Health

Spike In Rare Eye Cancer Occurrences Leaves Experts Confused

Rare Eye Cancer
Image source: YouTube Video Screenshot

A significant number of people have been diagnosed with a rare type of eye cancer, leaving researchers and epidemiologists guessing for the reason for this bizarre occurrence.

The eye cancer has affected around 50 individuals in two locations: Huntersville, North Carolina, and Auburn, Alabama. At least 38 of the 50 individuals attended Auburn University between 1983 and 2001 according to a Facebook page created for a group of patients.

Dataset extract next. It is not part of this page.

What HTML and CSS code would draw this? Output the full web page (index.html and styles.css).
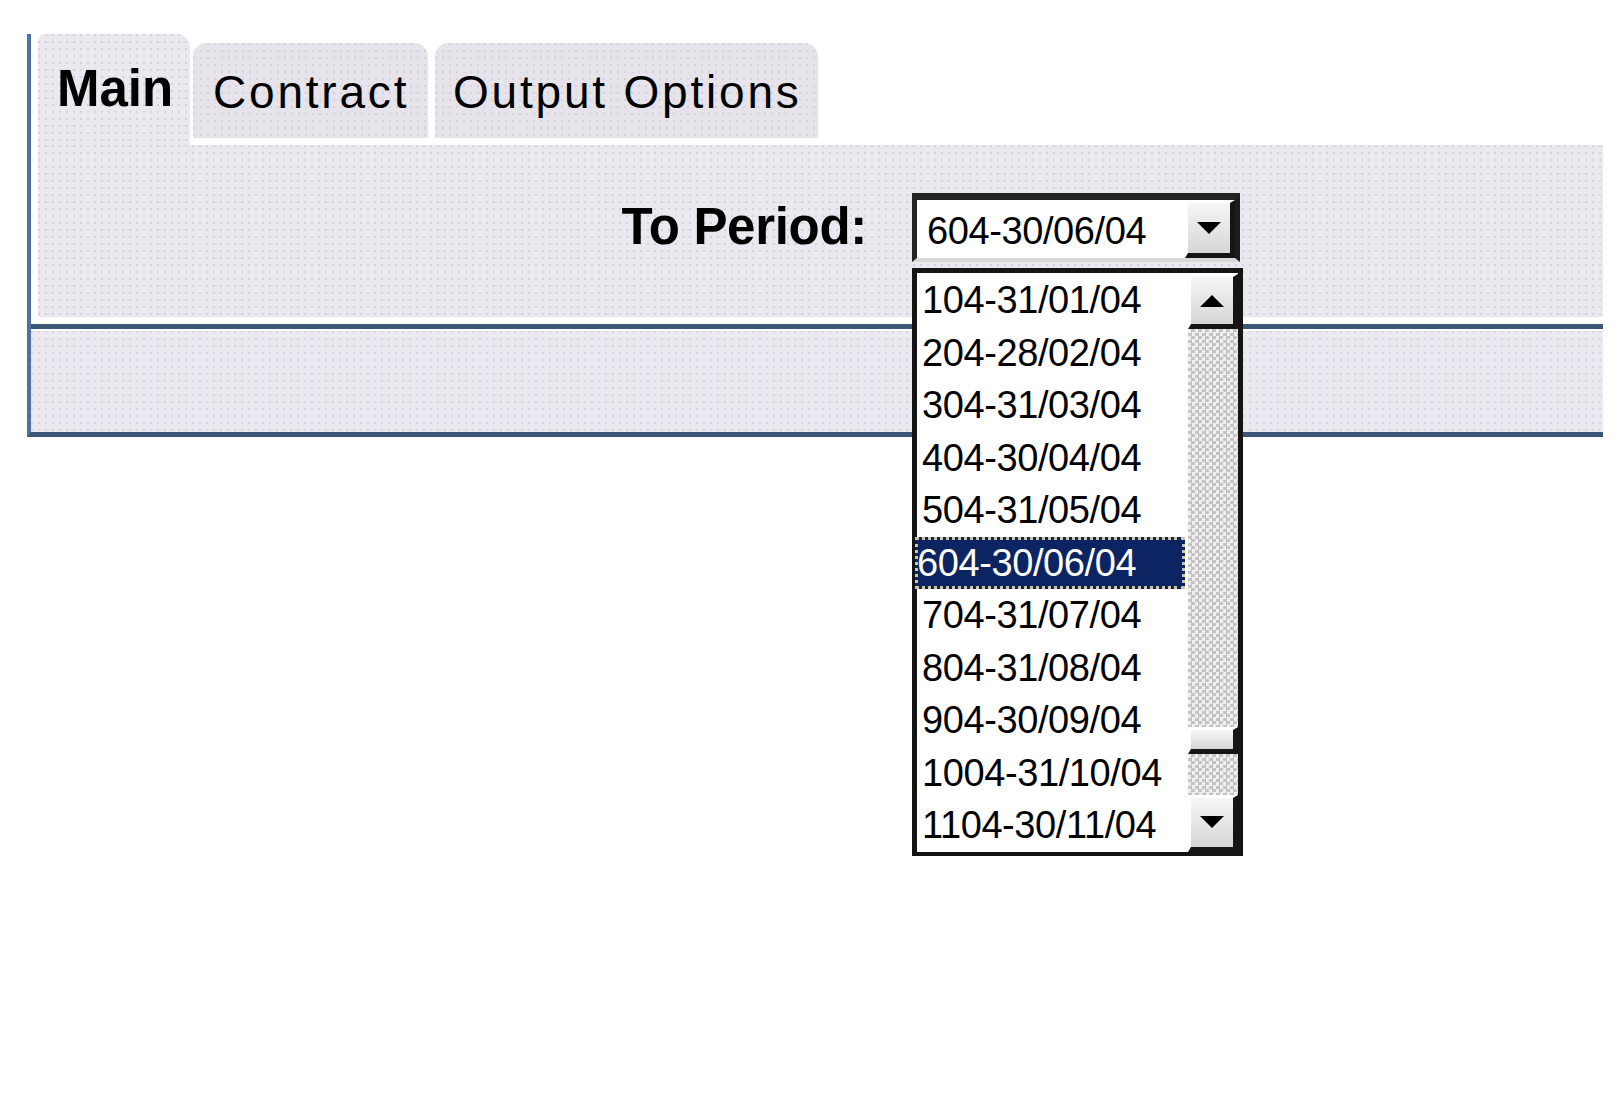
FILE: index.html
```html
<!DOCTYPE html>
<html lang="en">
<head>
<meta charset="utf-8">
<title>To Period</title>
<link rel="stylesheet" href="styles.css">
</head>
<body>
<div class="page">
<div class="frame">
  <div class="top">
    <div class="tabs">
      <div class="tab tab-active tex">Main</div>
      <div class="tab tab-contract tex">Contract</div>
      <div class="tab tab-output tex">Output Options</div>
    </div>
    <div class="panel tex">
      <div class="field-row">
        <label class="field-label">To Period:</label>
        <div class="combo">
          <div class="combo-box">
            <span class="combo-value">604-30/06/04</span>
            <span class="btn combo-btn"><svg width="24" height="12" viewBox="0 0 24 12"><polygon points="0,0 24,0 12,12" fill="#000"/></svg></span>
          </div>
          <div class="dropdown">
            <ul class="options">
              <li>104-31/01/04</li>
              <li>204-28/02/04</li>
              <li>304-31/03/04</li>
              <li>404-30/04/04</li>
              <li>504-31/05/04</li>
              <li class="selected">604-30/06/04</li>
              <li>704-31/07/04</li>
              <li>804-31/08/04</li>
              <li>904-30/09/04</li>
              <li>1004-31/10/04</li>
              <li>1104-30/11/04</li>
            </ul>
            <div class="scrollbar">
              <div class="btn sb-up"><svg width="24" height="12" viewBox="0 0 24 12"><polygon points="0,12 24,12 12,0" fill="#000"/></svg></div>
              <div class="sb-track"></div>
              <div class="btn sb-thumb"></div>
              <div class="sb-track sb-track-end"></div>
              <div class="btn sb-down"><svg width="24" height="12" viewBox="0 0 24 12"><polygon points="0,0 24,0 12,12" fill="#000"/></svg></div>
            </div>
          </div>
        </div>
      </div>
    </div>
  </div>
  <div class="rule"></div>
  <div class="lower tex-lower"></div>
</div>
</div>
</body>
</html>
```
FILE: styles.css
```css
* { box-sizing: border-box; }

html, body {
  margin: 0;
  min-height: 1110px;
}

body {
  background: #ffffff;
  color: #000;
  font-family: "Liberation Sans", Arial, sans-serif;
}

.page {
  min-height: 1110px;
  padding-top: 34px;
}

.frame {
  margin: 0 0 0 27px;
  width: 1576px;
  border-left: 4px solid #4c74a2;
  border-bottom: 5px solid #3a5674;
}

.top {
  padding: 0 0 7px 7px;
}

.tex {
  background-color: #ebe9ef;
  background-image: radial-gradient(circle at 1px 1px, #d6d2dd 0.9px, transparent 1.3px);
  background-size: 7px 7px;
}

.tex-lower {
  background-color: #ebe9ef;
  background-image: radial-gradient(circle at 1px 1px, #d4d4e2 0.9px, transparent 1.3px);
  background-size: 7px 7px;
}

/* Tabs */
.tabs {
  display: flex;
  align-items: flex-start;
  height: 111px;
}

.tab {
  height: 95px;
  margin-top: 9px;
  padding-top: 26px;
  font-size: 46px;
  line-height: 46px;
  letter-spacing: 2.8px;
  white-space: nowrap;
  border-radius: 14px 14px 0 0;
  background-color: #e6e4ea;
}

.tab-active {
  width: 152px;
  height: 111px;
  margin-top: 0;
  padding: 29px 0 0 19px;
  font-size: 51px;
  line-height: 51px;
  font-weight: bold;
  letter-spacing: 0;
  border-radius: 8px 13px 0 0;
  background-color: #ebe9ef;
}

.tab-contract {
  width: 235px;
  margin-left: 3px;
  padding-left: 20px;
}

.tab-output {
  width: 383px;
  margin-left: 7px;
  padding-left: 18px;
}

/* Panel */
.panel {
  width: 1565px;
  height: 172px;
  padding-top: 48px;
}

.field-row {
  display: grid;
  grid-template-columns: 829px 328px;
  column-gap: 45px;
  align-items: baseline;
}

.field-label {
  text-align: right;
  font-weight: bold;
  font-size: 51px;
  line-height: 57px;
  letter-spacing: -0.3px;
}

.combo {
  position: relative;
}

.combo-box {
  display: flex;
  height: 69px;
  background: #fff;
  border-style: solid;
  border-width: 7px 5px 4px 5px;
  border-color: #232323 #1c1c1c #d9d9d9 #232323;
}

.combo-value {
  flex: 1;
  padding: 4px 0 0 10px;
  font-size: 38px;
  line-height: 54px;
  letter-spacing: -0.4px;
}

.btn {
  display: flex;
  align-items: center;
  justify-content: center;
  background: linear-gradient(#f6f6f6, #d6d6d6);
  border-style: solid;
  border-width: 3px 5px 5px 3px;
  border-color: #ffffff #151515 #151515 #ffffff;
}

.combo-btn {
  width: 50px;
  height: 58px;
}

/* Dropdown list */
.dropdown {
  position: absolute;
  top: 75px;
  left: 0;
  z-index: 5;
  width: 331px;
  display: flex;
  background: #fff;
  border: 5px solid #141414;
  border-bottom-width: 4px;
  padding-top: 1px;
}

.options {
  list-style: none;
  margin: 0;
  padding: 0;
  width: 268px;
}

.options li {
  height: 52.5px;
  padding-left: 5px;
  font-size: 38px;
  line-height: 52.5px;
  letter-spacing: -0.4px;
  white-space: nowrap;
}

.options li.selected {
  background: #0c2562;
  color: #fff;
  outline: 3px dotted #cdc6a4;
  outline-offset: -3px;
  padding-left: 2px;
  margin-left: -2px;
  width: 270px;
}

.scrollbar {
  width: 50px;
  margin-left: 3px;
  display: flex;
  flex-direction: column;
}

.sb-up {
  height: 55px;
}

.sb-track {
  flex: 1;
  background-color: #f0f0f0;
  background-image: conic-gradient(#c4c4c4 25%, #f0f0f0 0 50%, #c4c4c4 0 75%, #f0f0f0 0);
  background-size: 7px 7px;
}

.sb-thumb {
  height: 27px;
}

.sb-track-end {
  flex: 0 0 41px;
}

.sb-down {
  height: 57px;
}

/* Lower section */
.rule {
  height: 5px;
  background: #3b5877;
}

.lower {
  height: 103px;
  border-top: 2px solid #fff;
}
```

The cancer, known as ocular melanoma, only occurs in around 6 out of every 1 million individuals – making it an incredibly rare cancer and making it quite strange that it is occurring in so many people in a concentrated area, almost all of which obtained the same school around the same time.

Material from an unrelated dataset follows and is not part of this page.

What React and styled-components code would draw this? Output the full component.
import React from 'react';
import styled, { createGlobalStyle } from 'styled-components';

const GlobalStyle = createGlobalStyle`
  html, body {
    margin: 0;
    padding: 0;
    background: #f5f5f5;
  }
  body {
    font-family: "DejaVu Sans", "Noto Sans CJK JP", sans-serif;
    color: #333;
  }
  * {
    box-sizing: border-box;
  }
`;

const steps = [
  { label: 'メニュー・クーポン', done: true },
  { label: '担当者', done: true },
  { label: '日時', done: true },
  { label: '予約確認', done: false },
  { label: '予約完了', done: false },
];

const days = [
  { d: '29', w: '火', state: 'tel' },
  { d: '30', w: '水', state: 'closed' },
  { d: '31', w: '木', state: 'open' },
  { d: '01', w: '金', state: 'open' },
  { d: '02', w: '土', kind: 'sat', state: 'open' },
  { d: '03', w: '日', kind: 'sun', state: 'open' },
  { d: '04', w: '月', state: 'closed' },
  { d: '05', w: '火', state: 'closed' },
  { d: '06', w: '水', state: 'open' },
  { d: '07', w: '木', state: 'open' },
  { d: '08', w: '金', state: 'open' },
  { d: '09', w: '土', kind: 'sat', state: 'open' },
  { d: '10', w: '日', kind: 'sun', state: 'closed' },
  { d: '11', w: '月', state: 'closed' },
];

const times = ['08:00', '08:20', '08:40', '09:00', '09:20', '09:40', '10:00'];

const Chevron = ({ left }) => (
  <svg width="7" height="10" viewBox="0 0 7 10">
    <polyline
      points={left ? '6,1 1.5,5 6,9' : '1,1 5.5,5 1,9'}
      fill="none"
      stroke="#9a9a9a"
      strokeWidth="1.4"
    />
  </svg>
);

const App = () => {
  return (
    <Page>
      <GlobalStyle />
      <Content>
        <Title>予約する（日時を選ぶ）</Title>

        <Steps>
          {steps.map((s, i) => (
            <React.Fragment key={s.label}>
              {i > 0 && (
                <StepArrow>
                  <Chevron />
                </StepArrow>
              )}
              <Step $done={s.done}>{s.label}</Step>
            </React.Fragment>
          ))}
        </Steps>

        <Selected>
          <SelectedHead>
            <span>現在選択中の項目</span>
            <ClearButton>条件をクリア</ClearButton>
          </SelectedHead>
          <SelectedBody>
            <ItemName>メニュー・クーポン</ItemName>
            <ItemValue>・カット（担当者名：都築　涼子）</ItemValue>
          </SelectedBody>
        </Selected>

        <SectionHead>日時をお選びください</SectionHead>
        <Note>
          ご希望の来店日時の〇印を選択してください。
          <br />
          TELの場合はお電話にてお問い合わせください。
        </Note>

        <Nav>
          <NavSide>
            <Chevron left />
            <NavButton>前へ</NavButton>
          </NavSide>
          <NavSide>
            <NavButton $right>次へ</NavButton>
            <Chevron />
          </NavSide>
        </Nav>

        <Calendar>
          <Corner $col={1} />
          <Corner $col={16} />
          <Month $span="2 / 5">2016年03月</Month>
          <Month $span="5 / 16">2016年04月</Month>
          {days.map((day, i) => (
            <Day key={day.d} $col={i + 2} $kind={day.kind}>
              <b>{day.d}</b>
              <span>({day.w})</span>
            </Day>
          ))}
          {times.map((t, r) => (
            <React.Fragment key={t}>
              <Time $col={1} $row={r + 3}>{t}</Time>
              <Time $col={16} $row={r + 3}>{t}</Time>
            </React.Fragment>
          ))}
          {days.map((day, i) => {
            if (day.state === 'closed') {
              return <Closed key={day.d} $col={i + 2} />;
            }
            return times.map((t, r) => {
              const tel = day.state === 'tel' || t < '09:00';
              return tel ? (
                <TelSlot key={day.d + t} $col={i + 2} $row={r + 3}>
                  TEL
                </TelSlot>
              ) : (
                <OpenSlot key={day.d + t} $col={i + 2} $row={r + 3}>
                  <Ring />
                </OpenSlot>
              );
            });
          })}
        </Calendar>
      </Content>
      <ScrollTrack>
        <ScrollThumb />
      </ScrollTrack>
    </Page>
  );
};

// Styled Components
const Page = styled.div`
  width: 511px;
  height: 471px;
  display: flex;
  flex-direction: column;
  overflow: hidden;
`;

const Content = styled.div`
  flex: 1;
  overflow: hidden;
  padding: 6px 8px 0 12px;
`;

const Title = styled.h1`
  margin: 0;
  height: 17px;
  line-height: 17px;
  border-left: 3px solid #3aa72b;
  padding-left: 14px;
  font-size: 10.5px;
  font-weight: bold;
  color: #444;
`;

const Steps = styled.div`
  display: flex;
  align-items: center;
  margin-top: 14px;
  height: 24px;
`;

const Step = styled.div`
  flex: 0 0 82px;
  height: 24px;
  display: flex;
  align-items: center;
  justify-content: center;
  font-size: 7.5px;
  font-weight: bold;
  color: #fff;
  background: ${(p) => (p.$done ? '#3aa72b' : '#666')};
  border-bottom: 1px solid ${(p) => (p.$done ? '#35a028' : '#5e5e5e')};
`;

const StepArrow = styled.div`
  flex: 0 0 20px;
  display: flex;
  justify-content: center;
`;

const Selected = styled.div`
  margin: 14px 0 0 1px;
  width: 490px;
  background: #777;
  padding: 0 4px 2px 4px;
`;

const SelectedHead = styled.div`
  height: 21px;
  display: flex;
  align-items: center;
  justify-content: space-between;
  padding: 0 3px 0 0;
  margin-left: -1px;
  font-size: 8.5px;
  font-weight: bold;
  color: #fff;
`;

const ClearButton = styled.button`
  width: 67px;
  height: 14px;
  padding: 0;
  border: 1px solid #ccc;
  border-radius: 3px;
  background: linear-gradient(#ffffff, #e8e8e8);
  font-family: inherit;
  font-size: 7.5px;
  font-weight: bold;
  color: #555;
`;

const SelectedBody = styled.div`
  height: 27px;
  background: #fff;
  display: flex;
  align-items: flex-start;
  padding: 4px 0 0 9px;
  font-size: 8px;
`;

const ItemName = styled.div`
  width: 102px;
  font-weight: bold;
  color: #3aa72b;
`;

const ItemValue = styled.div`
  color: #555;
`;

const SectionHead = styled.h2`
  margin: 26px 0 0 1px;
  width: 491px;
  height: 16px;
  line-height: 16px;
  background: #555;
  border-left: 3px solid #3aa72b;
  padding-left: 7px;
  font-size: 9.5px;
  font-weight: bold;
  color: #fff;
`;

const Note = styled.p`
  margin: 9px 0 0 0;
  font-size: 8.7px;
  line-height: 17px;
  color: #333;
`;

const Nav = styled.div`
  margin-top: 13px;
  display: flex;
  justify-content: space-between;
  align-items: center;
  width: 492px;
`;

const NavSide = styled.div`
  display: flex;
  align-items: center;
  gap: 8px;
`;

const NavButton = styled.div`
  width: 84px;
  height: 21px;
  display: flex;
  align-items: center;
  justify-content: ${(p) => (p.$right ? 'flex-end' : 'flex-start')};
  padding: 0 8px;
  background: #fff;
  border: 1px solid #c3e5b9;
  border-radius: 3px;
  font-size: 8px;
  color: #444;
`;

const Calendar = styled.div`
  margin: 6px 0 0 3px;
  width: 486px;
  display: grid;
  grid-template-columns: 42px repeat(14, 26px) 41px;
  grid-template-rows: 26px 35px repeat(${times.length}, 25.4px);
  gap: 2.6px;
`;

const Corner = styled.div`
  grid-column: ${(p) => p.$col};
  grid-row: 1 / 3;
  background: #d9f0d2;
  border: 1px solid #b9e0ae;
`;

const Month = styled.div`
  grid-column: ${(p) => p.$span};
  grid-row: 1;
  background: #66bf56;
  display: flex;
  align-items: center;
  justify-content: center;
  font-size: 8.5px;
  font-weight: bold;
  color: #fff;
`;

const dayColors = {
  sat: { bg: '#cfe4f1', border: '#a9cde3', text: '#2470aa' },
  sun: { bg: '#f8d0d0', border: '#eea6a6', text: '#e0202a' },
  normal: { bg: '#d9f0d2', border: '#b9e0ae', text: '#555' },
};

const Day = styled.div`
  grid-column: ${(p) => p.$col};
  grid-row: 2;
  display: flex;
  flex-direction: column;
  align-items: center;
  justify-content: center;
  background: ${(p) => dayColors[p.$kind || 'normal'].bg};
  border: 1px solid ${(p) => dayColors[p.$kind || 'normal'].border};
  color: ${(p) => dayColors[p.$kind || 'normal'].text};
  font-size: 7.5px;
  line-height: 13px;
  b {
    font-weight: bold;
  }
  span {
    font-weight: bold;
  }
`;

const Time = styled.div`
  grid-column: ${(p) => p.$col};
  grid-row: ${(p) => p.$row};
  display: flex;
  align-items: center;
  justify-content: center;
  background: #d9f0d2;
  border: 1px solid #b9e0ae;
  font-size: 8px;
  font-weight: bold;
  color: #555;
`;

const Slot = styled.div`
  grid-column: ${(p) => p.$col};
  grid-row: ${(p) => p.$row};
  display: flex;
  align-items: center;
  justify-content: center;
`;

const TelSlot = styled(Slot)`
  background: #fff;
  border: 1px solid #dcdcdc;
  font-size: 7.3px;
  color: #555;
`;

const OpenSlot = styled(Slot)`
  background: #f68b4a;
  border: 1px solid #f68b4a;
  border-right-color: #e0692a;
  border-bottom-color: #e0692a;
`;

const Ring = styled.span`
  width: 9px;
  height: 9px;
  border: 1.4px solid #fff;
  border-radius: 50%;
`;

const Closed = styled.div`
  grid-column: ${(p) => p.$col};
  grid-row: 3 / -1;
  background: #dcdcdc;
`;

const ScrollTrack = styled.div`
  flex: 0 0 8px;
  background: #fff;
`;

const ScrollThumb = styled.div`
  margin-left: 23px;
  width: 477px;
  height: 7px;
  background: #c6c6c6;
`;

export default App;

“When I was diagnosed, I kept wanting to talk to someone who had been through this before and had done well,” said Juleigh Green reports CNN, “but it seemed like nobody had heard of this or had any connection with anyone who had this, and that’s when I realized how incredibly rare it was.” Juleigh Green was the first person from the group of the Auburn students to receive this rare eye cancer diagnosis – originally diagnosed back in 1999. She has since had surgery to remove her left eye, and has not had any recurrences of the cancer since.

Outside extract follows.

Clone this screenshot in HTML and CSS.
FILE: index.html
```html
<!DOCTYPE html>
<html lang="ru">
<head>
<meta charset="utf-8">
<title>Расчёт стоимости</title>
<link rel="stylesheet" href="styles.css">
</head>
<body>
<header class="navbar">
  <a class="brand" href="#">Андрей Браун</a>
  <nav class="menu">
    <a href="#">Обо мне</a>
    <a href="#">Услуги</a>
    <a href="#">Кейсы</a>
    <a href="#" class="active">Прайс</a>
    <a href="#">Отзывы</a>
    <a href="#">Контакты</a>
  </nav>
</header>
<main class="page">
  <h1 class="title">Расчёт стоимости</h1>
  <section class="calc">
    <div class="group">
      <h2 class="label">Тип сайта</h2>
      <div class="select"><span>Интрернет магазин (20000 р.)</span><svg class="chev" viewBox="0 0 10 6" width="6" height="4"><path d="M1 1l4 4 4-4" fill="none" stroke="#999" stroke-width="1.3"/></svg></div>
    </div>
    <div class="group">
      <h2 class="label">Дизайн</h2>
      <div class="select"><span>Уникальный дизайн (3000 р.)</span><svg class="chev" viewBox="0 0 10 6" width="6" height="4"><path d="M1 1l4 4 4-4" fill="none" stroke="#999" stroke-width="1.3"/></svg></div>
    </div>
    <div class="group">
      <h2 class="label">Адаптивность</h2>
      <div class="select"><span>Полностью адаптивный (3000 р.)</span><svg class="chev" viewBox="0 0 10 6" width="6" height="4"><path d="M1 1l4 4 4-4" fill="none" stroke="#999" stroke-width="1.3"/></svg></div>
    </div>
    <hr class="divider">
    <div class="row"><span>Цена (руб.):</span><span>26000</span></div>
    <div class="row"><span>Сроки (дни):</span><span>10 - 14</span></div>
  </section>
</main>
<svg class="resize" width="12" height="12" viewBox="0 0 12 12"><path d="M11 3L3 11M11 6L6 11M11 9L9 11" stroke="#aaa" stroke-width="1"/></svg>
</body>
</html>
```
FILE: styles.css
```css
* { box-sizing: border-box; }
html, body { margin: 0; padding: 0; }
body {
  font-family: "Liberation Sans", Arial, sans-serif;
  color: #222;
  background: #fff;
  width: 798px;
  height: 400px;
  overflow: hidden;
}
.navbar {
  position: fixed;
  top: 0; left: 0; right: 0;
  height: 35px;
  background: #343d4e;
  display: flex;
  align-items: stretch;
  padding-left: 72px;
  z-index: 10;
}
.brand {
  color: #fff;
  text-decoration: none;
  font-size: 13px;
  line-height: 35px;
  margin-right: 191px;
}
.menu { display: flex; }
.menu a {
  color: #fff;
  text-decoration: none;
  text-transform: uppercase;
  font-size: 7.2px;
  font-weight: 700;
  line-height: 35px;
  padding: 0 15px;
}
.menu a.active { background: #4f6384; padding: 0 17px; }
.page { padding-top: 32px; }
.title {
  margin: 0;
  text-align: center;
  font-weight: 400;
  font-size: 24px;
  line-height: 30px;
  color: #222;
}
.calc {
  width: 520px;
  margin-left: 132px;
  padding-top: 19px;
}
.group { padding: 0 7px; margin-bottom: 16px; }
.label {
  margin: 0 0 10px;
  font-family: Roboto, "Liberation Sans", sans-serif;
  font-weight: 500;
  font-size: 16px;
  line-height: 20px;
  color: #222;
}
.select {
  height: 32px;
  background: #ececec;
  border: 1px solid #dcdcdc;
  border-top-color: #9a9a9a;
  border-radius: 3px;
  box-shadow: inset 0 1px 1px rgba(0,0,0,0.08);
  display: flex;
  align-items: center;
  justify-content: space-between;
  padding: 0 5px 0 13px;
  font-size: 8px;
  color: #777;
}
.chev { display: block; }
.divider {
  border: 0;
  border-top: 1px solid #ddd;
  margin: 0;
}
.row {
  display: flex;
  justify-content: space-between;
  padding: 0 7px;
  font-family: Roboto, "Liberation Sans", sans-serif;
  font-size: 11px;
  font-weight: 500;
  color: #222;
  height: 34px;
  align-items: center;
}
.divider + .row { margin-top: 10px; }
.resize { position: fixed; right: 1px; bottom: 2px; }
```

Ocular melanoma, as mentioned above, is an incredibly rare eye cancer that is rarely seen. The condition refers to a malignant tumor that develops from cells known as melanocytes that create dark-colored pigment called melanin. Symptoms of the illness vary, but generally include some sort of blurry vision as well as vision loss.

Dr. Marlana Orloff is an oncologist at Jefferson University Hospitals in Philadelphia, and is responsible for the treatment of a large number of the patients in the Alabama group of eye cancer sufferers.

“ For the primary eye tumors, it will either be incidentally picked up on routine eye exam having no symptoms, or more commonly patients have symptoms of a retinal detachment with flashes and floaters or blurry vision,” she said.”

Despite the very low occurrence rate of this type of eye cancer, it’s actually the second most common type of melanoma – making up just 5% of cases and really driving home how common skin cancer has become. However, unlike skin melanomas, the outlook for those with ocular melanoma isn’t nearly as good.

“Even though people want to lump it in with skin melanoma, we know that it’s a very different disease, and a lot o the treatments for skin melanoma don’t work for eye melanoma, “Orloff said. “There’s really nothing officially FDA-approved to treat eye melanoma.”

There is no known cure for this particular type of eye cancer at this point in time, although radiation therapy and surgery can be employed to help prolong life and increase comfort.

According to Orloff, “Once they’re diagnosed, the treatment is often radiation…or if the tumors are very large or depending on location, enucleation, or removal of the eye may be necessary.”

Epidemiologists and doctors have no idea at this point why there was such a collection of this rare eye cancer in such a concentrated area. Even more bizarre is the fact that the majority of patients attended the same university around the same time – making one wonder if something happened there around that time that could have contributed to this disease. At this point, however, that’s all speculation and researchers are left guessing as to what caused this spike in rare eye cancer.

The Alabama Department of Public Health made a statement regarding the increase in occurrences, stating that “we are working closely with Auburn, a survivor we have connected with and Dr. Orloff’s team…we are collaborating and working in an advisory role; the survivor who has spoken out is providing us a complete list o all those who have been sickened, and then we will work to verify the incidents and make sure the cases meat the definition of ocular melanoma.”